[Requirement]: Repeat, exactly and completely, the material that follows. Omit the pictures.

[Provided data]:
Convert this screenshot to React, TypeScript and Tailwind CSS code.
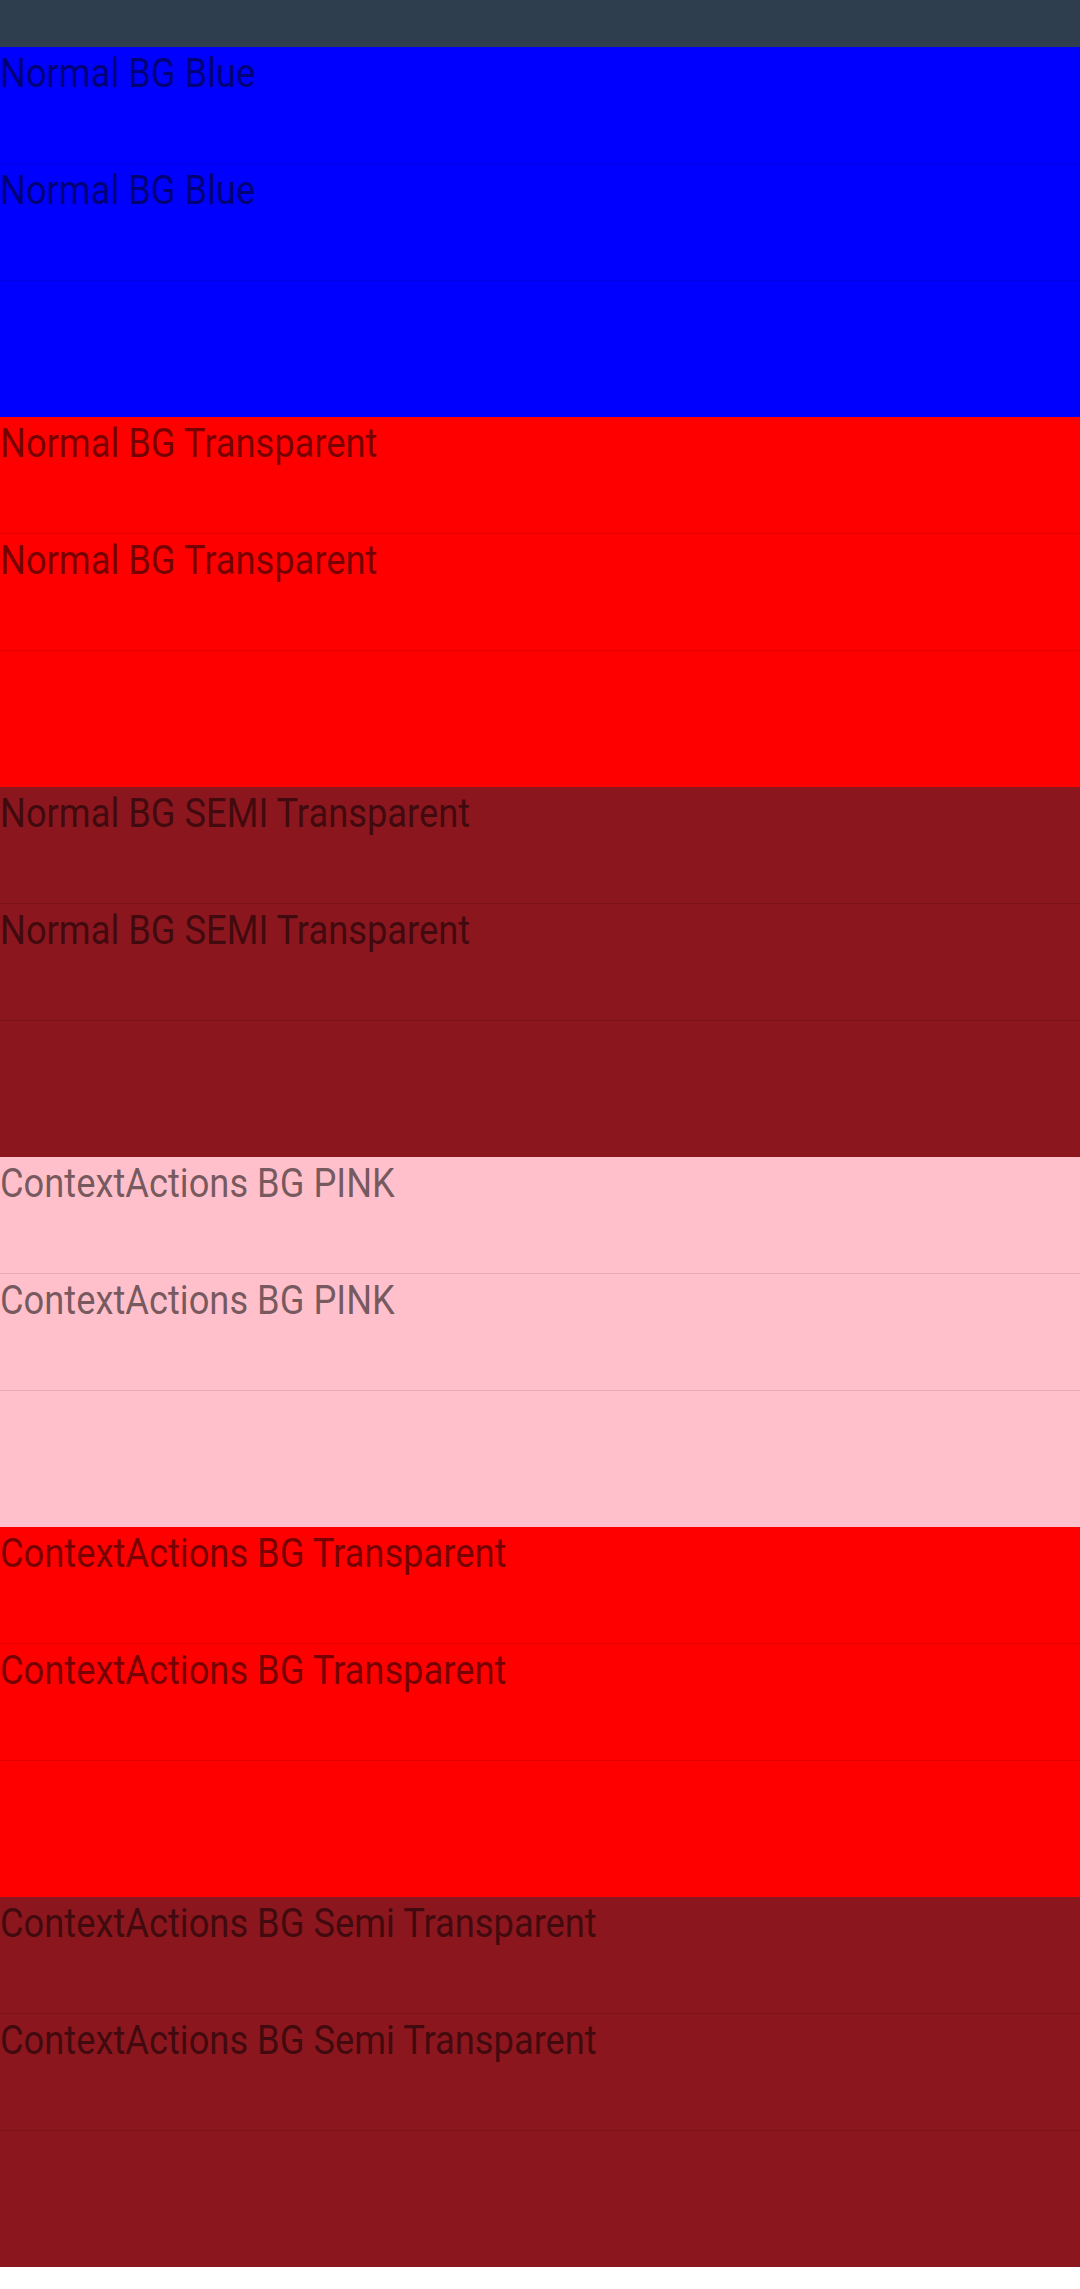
const sections = [
  { label: "Normal BG Blue", bg: "bg-[#0000ff]" },
  { label: "Normal BG Transparent", bg: "bg-[#ff0000]" },
  { label: "Normal BG SEMI Transparent", bg: "bg-[#8b161e]" },
  { label: "ContextActions BG PINK", bg: "bg-[#ffc0cb]" },
  { label: "ContextActions BG Transparent", bg: "bg-[#ff0000]" },
  { label: "ContextActions BG Semi Transparent", bg: "bg-[#8b161e]" },
];

function Row({ label, last }: { label?: string; last?: boolean }) {
  return (
    <div className={last ? "flex-1" : "h-[117px] border-b border-black/10"}>
      {label && (
        <span className="inline-block origin-left scale-x-[0.907] whitespace-nowrap pt-[3px] text-[40px] leading-[47px] text-black/55">
          {label}
        </span>
      )}
    </div>
  );
}

export default function App() {
  return (
    <div className="w-[1080px] min-h-[2289px] bg-white font-['Roboto',sans-serif]">
      <div className="h-[47px] bg-[#2f3e4e]" />
      {sections.map((s) => (
        <div key={s.label} className={"flex h-[370px] flex-col " + s.bg}>
          <Row label={s.label} />
          <Row label={s.label} />
          <Row last />
        </div>
      ))}
    </div>
  );
}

[Task output]:
Convert this screenshot to React, TypeScript and Tailwind CSS code.
const sections = [
  { label: "Normal BG Blue", bg: "bg-[#0000ff]" },
  { label: "Normal BG Transparent", bg: "bg-[#ff0000]" },
  { label: "Normal BG SEMI Transparent", bg: "bg-[#8b161e]" },
  { label: "ContextActions BG PINK", bg: "bg-[#ffc0cb]" },
  { label: "ContextActions BG Transparent", bg: "bg-[#ff0000]" },
  { label: "ContextActions BG Semi Transparent", bg: "bg-[#8b161e]" },
];

function Row({ label, last }: { label?: string; last?: boolean }) {
  return (
    <div className={last ? "flex-1" : "h-[117px] border-b border-black/10"}>
      {label && (
        <span className="inline-block origin-left scale-x-[0.907] whitespace-nowrap pt-[3px] text-[40px] leading-[47px] text-black/55">
          {label}
        </span>
      )}
    </div>
  );
}

export default function App() {
  return (
    <div className="w-[1080px] min-h-[2289px] bg-white font-['Roboto',sans-serif]">
      <div className="h-[47px] bg-[#2f3e4e]" />
      {sections.map((s) => (
        <div key={s.label} className={"flex h-[370px] flex-col " + s.bg}>
          <Row label={s.label} />
          <Row label={s.label} />
          <Row last />
        </div>
      ))}
    </div>
  );
}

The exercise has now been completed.